The change in the phishing threat landscape is attributed to the increased use by cybercriminals of automation and AI. The low cost of computing and the availability of behavioral information from the public and the dark web make targeting effective by simulating trusted sources and launching attacks through new communication channels. These sophisticated tools offer cost-efficient and easy ways to run short-lived but highly effective phishing campaigns. By leveraging legitimate infrastructure, cyber criminals increase the likelihood of compromising a target and increase their success. 

One example of the latest spear-phishing attacks on legitimate infrastructure found by SlashNext Threat Labs in late January 2021 was a 2FA attack. The spoofed Chase Bank 2FA authentication page was hosted on legitimate infrastructure on Doster.com, a web hosting offering for small businesses with additional business services.

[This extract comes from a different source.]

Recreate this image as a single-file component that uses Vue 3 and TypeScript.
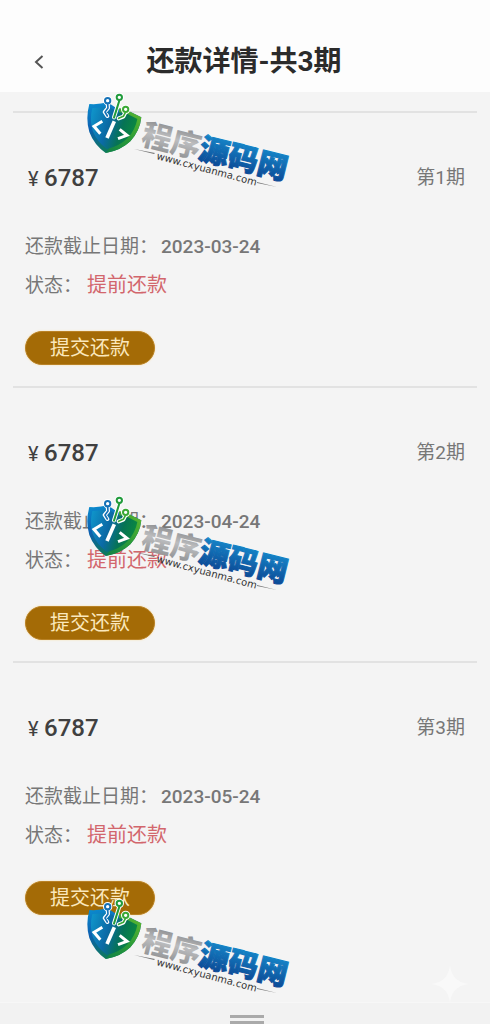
<script setup lang="ts">
interface Installment {
  period: number
  amount: number
  dueDate: string
  status: string
}

const installments: Installment[] = [
  { period: 1, amount: 6787, dueDate: '2023-03-24', status: '提前还款' },
  { period: 2, amount: 6787, dueDate: '2023-04-24', status: '提前还款' },
  { period: 3, amount: 6787, dueDate: '2023-05-24', status: '提前还款' },
]
</script>

<template>
  <div class="page">
    <header class="bar">
      <button class="back" type="button" aria-label="返回">
        <svg width="10" height="16" viewBox="0 0 10 16" fill="none">
          <path d="M8.5 2 2 8l6.500 6" stroke="#555" stroke-width="2" />
        </svg>
      </button>
      <h1>还款详情-共{{ installments.length }}期</h1>
    </header>

    <main class="list">
      <section v-for="item in installments" :key="item.period" class="item">
        <div class="top">
          <p class="amount"><span class="yen">¥</span>{{ item.amount }}</p>
          <p class="period">第{{ item.period }}期</p>
        </div>
        <dl>
          <div class="row">
            <dt class="due">还款截止日期：</dt>
            <dd class="date">{{ item.dueDate }}</dd>
          </div>
          <div class="row">
            <dt class="state">状态：</dt>
            <dd class="status">{{ item.status }}</dd>
          </div>
        </dl>
        <button class="submit" type="button">提交还款</button>
      </section>
    </main>

    <footer class="handle"><span></span><span></span></footer>

    <svg class="sparkle" viewBox="0 0 36 36" aria-hidden="true">
      <path d="M18 0C20 11 25 16 36 18C25 20 20 25 18 36C16 25 11 20 0 18C11 16 16 11 18 0Z" fill="#f9f9f9" />
    </svg>

    <svg class="defs" aria-hidden="true">
      <defs>
        <linearGradient id="blue" x1="0" y1="0" x2="0.3" y2="1">
          <stop offset="0" stop-color="#0b8fd0" />
          <stop offset="0.5" stop-color="#0c5fb0" />
          <stop offset="1" stop-color="#0e7a5a" />
        </linearGradient>
        <linearGradient id="green" x1="1" y1="0" x2="0" y2="1">
          <stop offset="0" stop-color="#62ba2e" />
          <stop offset="0.5" stop-color="#2c9c38" />
          <stop offset="1" stop-color="#0f8148" />
        </linearGradient>
        <linearGradient id="core" x1="0" y1="0.2" x2="1" y2="0.5">
          <stop offset="0" stop-color="#0f93c9" />
          <stop offset="0.4" stop-color="#0b6aa6" />
          <stop offset="0.7" stop-color="#067355" />
          <stop offset="1" stop-color="#0b8a3e" />
        </linearGradient>
        <linearGradient id="silver" x1="0" y1="0" x2="0" y2="1">
          <stop offset="0.1" stop-color="#808183" />
          <stop offset="0.5" stop-color="#bcbdbf" />
          <stop offset="1" stop-color="#858789" />
        </linearGradient>
        <linearGradient id="ocean" x1="0" y1="0" x2="0" y2="1">
          <stop offset="0.2" stop-color="#1585c8" />
          <stop offset="1" stop-color="#0a3e8c" />
        </linearGradient>
      </defs>
    </svg>

    <div class="marks">
      <svg v-for="n in 3" :key="n" class="mark" viewBox="0 0 220 100">
        <g transform="translate(0 -2) scale(0.3333)">
          <path d="M28 48Q58 50 83 43L112 62L140 66Q162 77 184 88Q180 128 151 160Q122 188 77 195Q42 170 28 132Q16 92 28 48Z" fill="url(#blue)" />
          <path d="M118 60L140 66Q162 77 184 88Q180 128 151 160Q122 188 77 195Q110 160 118 60Z" fill="url(#green)" />
          <path d="M37 60Q63 60 83 54L112 72L138 76L172 93Q166 126 143 150Q119 174 81 183Q50 160 38 128Q28 96 37 60Z" fill="url(#core)" />
          <g fill="none" stroke-linecap="round" stroke-linejoin="round">
            <g stroke="#fff" stroke-width="12">
              <path d="M83 47 84 60 74 72 82 84M118 38 102 88M136 74 130 86 116 91" />
              <circle cx="83" cy="38" r="8" />
              <circle cx="118" cy="28" r="8" />
              <circle cx="137" cy="64" r="8" />
            </g>
            <path d="M83 47 84 60 75 72 82 84" stroke="#1672b7" stroke-width="5" />
            <path d="M118 38 102 89" stroke="#219b3c" stroke-width="6" />
            <path d="M136 74 130 85 116 91" stroke="#3aa936" stroke-width="5" />
            <circle cx="83" cy="38" r="8" fill="#fff" stroke="#1672b7" stroke-width="6" />
            <circle cx="118" cy="28" r="8" fill="#fff" stroke="#219b3c" stroke-width="6" />
            <circle cx="137" cy="64" r="8" fill="#fff" stroke="#3aa936" stroke-width="6" />
          </g>
          <g fill="none" stroke="#fff" stroke-width="9">
            <path d="M67 100 42 115 61 137" />
            <path d="M103 100 81 150" stroke-width="11" />
            <path d="M119 124 141 142 114 152" />
          </g>
        </g>
        <g transform="translate(60 54) rotate(14)">
          <text class="brand silver" x="0" y="0">程序</text>
          <text class="brand ocean" x="59" y="0">源码网</text>
        </g>
        <g transform="translate(76 69) rotate(15)">
          <text class="site" x="0" y="0">www.cxyuanma.com</text>
        </g>
        <path d="M54 59 75 63 74 64ZM177 92 197 97 177 93Z" fill="#777" />
      </svg>
    </div>
  </div>
</template>

<style>
body {
  margin: 0;
}
</style>

<style scoped>
.page {
  position: relative;
  display: flex;
  flex-direction: column;
  min-height: 100vh;
  overflow: hidden;
  background: #f4f4f4;
  color: #777;
  font-family: Roboto, "Noto Sans CJK SC", sans-serif;
  font-size: 19px;
}

.bar {
  display: grid;
  grid-template-columns: 78px 1fr 80px;
  align-items: center;
  height: 60px;
  padding-top: 32px;
  background: #fdfdfd;
}

.back {
  display: flex;
  padding: 8px 0 8px 34px;
  border: 0;
  background: none;
}

.back svg {
  flex: none;
}

h1 {
  margin: 0;
  color: #2b2b2b;
  font-size: 28px;
  font-weight: 700;
  line-height: 40px;
  text-align: center;
  white-space: nowrap;
}

.list {
  flex: 1;
  padding: 19px 13px 0;
}

.item {
  padding: 47px 12px 21px;
  border-top: 2px solid #e2e2e2;
}

.top {
  display: flex;
  align-items: center;
  justify-content: space-between;
  height: 36px;
  margin-bottom: 31px;
}

p,
dl,
dd {
  margin: 0;
}

.amount {
  padding-left: 3px;
  color: #404040;
  font-size: 24px;
  font-weight: 500;
}

.yen {
  display: inline-block;
  width: 16px;
  font-size: 20px;
  font-weight: 400;
}

.period {
  line-height: 36px;
}

.row {
  display: flex;
  height: 39px;
  line-height: 39px;
  white-space: nowrap;
}

.due {
  width: 136px;
}

.state {
  width: 62px;
}

.date {
  font-weight: 500;
}

.status {
  color: #d2666c;
  font-size: 20px;
}

.submit {
  display: block;
  width: 130px;
  height: 34px;
  margin-top: 26px;
  padding: 1px 0 0;
  border: 1px solid #b98226;
  border-radius: 17px;
  background: #a46b06;
  color: #fbe8bd;
  font: inherit;
  font-size: 20px;
  line-height: 31px;
  box-shadow: 0 0 2px #f8dfa8;
}

.handle {
  display: flex;
  flex-direction: column;
  align-items: center;
  gap: 3px;
  padding: 12px 0 0 4px;
  border-top: 1px solid #f7f7f7;
  background: #f2f2f2;
}

.handle span {
  width: 34px;
  height: 3px;
  background: #aaa;
}

.sparkle {
  position: absolute;
  right: 22px;
  bottom: 22px;
  width: 36px;
}

.defs {
  position: absolute;
  width: 0;
  height: 0;
}

.marks {
  position: absolute;
  top: 90px;
  left: 80px;
  display: flex;
  flex-direction: column;
  gap: 303px;
  pointer-events: none;
}

.mark {
  display: block;
  width: 220px;
  height: 100px;
  overflow: visible;
}

.brand {
  font-family: "Noto Sans CJK SC", sans-serif;
  font-size: 30px;
  font-weight: 900;
}

.silver {
  fill: url(#silver);
}

.ocean {
  fill: url(#ocean);
  stroke: url(#ocean);
  stroke-width: 1px;
}

.site {
  font-family: "DejaVu Sans", sans-serif;
  font-size: 10px;
  fill: #333;
}
</style>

We are now seeing more phishing attempts that can bypass two-factor authentication (2FA) or multi-factor authentication. Many with Two Factor Authentication (2FA) believe they’re protected because the birth of 2FA grew from knowing that current security defense solutions were no longer working. Rogue browser extensions can deliver these types of attacks by using Man-in-the-Middle tactics. These browser extensions offer cybercriminals the perfect workaround for organizations that rely heavily on 2FA. By design, once a browser extension is installed, it can access the browser’s complete canvas. Once logged in, the session is hijacked to capture whatever is on the computer screen. These extensions have the full power to do whatever the user is doing and seeing whatever is happening within that browser window.